-- start of Data --

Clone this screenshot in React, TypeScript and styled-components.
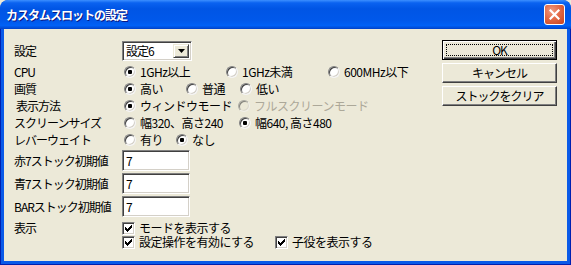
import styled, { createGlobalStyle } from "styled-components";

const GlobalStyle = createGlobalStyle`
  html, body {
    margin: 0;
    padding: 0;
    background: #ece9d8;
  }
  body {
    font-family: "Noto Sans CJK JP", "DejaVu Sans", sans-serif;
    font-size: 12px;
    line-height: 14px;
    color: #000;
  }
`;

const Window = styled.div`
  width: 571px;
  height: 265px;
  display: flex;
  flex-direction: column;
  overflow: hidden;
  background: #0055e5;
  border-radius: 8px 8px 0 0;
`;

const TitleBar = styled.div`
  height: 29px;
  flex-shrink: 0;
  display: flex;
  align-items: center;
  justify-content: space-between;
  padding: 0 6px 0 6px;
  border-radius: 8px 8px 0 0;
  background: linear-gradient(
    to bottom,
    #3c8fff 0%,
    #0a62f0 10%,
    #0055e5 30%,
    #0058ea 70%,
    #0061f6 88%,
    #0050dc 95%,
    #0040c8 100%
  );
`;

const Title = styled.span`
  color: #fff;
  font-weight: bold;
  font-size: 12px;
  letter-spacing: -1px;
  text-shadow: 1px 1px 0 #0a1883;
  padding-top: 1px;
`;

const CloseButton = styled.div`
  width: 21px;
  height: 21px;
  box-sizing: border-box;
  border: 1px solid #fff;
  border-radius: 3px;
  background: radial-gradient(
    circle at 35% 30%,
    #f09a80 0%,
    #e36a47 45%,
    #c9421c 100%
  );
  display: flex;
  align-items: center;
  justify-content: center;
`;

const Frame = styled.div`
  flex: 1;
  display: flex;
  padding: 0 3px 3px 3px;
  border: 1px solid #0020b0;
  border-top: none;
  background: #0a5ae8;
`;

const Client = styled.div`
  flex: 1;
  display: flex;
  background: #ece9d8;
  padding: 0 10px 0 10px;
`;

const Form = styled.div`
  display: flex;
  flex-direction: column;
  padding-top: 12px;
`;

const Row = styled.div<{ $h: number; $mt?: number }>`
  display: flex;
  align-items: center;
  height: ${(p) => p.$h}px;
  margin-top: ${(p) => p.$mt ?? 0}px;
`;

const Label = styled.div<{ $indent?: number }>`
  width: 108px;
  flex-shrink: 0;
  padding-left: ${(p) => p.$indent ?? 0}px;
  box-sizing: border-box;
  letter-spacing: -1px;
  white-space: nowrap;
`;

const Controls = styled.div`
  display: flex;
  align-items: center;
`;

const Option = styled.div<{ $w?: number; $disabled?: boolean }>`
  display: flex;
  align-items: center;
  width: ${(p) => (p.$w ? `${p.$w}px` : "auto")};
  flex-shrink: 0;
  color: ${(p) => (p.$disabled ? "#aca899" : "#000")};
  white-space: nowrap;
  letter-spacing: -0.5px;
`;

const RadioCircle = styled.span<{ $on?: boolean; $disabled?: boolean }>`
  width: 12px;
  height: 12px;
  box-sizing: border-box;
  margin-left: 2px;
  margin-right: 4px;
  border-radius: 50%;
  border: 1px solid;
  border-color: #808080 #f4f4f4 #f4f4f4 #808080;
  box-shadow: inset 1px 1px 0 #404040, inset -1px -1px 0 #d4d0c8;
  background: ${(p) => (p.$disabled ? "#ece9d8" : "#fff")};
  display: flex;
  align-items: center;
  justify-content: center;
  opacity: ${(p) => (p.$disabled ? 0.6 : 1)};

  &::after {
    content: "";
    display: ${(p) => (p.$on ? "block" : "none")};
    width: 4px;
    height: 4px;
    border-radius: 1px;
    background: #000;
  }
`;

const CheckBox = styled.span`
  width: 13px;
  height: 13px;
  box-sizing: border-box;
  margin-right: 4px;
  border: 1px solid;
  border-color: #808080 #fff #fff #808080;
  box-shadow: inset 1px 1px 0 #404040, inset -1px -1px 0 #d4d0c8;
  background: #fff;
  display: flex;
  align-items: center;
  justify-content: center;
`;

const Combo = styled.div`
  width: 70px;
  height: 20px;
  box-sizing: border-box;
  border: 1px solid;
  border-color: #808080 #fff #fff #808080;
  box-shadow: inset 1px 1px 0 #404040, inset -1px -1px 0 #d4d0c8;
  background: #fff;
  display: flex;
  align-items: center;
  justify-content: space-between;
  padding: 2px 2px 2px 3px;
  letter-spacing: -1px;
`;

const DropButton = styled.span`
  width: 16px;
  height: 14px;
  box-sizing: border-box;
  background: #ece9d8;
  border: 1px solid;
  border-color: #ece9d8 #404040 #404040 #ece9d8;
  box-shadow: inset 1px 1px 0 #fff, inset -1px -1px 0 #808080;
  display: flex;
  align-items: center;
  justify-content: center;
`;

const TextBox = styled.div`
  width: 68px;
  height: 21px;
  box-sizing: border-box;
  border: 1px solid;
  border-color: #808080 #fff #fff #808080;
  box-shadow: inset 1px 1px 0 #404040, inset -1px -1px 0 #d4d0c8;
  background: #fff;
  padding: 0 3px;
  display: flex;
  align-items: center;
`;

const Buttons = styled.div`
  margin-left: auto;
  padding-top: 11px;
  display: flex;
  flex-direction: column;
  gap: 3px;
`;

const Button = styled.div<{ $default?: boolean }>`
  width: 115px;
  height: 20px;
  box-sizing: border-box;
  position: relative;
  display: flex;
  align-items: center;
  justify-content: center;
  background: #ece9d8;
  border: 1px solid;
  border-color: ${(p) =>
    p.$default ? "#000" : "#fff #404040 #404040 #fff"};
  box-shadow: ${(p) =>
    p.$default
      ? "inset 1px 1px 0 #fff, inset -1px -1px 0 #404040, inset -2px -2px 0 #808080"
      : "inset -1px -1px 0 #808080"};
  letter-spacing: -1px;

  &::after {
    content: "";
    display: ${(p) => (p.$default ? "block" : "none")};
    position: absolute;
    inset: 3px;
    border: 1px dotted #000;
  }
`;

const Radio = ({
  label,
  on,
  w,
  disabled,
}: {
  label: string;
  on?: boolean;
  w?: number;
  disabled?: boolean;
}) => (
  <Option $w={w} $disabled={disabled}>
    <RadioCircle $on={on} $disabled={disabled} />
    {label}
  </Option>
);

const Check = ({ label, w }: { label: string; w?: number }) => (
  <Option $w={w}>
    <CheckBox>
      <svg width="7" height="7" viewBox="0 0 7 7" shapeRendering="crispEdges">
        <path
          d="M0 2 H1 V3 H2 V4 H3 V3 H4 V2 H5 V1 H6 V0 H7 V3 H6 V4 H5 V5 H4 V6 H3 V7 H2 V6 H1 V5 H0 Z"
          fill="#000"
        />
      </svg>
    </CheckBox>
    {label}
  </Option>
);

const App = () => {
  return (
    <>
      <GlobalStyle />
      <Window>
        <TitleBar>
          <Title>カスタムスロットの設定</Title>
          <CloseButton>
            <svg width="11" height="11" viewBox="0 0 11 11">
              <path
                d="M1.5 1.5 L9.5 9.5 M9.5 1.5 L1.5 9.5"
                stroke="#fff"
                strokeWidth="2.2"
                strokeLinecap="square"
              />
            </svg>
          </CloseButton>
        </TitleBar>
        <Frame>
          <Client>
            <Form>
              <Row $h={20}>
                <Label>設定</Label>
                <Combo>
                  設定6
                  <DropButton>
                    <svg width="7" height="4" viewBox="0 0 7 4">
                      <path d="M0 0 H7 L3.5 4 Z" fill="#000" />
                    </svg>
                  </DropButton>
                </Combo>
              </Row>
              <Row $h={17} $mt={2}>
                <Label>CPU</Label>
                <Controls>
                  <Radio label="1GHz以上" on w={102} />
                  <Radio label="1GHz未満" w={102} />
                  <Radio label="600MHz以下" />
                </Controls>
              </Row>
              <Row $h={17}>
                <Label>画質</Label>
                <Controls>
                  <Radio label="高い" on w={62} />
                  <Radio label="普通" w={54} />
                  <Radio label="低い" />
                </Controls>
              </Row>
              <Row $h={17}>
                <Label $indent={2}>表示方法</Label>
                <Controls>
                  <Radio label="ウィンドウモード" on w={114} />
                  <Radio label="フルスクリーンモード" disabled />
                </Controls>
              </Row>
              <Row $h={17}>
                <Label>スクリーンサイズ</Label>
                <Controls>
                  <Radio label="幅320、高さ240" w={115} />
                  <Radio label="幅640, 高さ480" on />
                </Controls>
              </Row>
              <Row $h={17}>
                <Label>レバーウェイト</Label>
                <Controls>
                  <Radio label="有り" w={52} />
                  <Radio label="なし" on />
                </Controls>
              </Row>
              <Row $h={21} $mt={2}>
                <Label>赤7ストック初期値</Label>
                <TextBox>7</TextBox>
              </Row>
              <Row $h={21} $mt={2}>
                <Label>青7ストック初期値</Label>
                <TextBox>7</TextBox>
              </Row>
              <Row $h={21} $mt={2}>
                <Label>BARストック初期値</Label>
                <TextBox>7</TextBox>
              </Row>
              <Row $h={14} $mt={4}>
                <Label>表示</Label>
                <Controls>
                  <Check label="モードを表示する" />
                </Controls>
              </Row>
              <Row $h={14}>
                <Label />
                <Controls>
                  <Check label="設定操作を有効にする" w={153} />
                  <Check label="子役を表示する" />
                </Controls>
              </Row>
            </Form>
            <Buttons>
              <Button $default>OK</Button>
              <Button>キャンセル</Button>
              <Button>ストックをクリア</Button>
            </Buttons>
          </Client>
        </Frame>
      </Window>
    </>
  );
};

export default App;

-- end of Data --

**Job**
Locate the word "components" in the data above. Copy every line carrying it.

**Written reply**
Clone this screenshot in React, TypeScript and styled-components.
import styled, { createGlobalStyle } from "styled-components";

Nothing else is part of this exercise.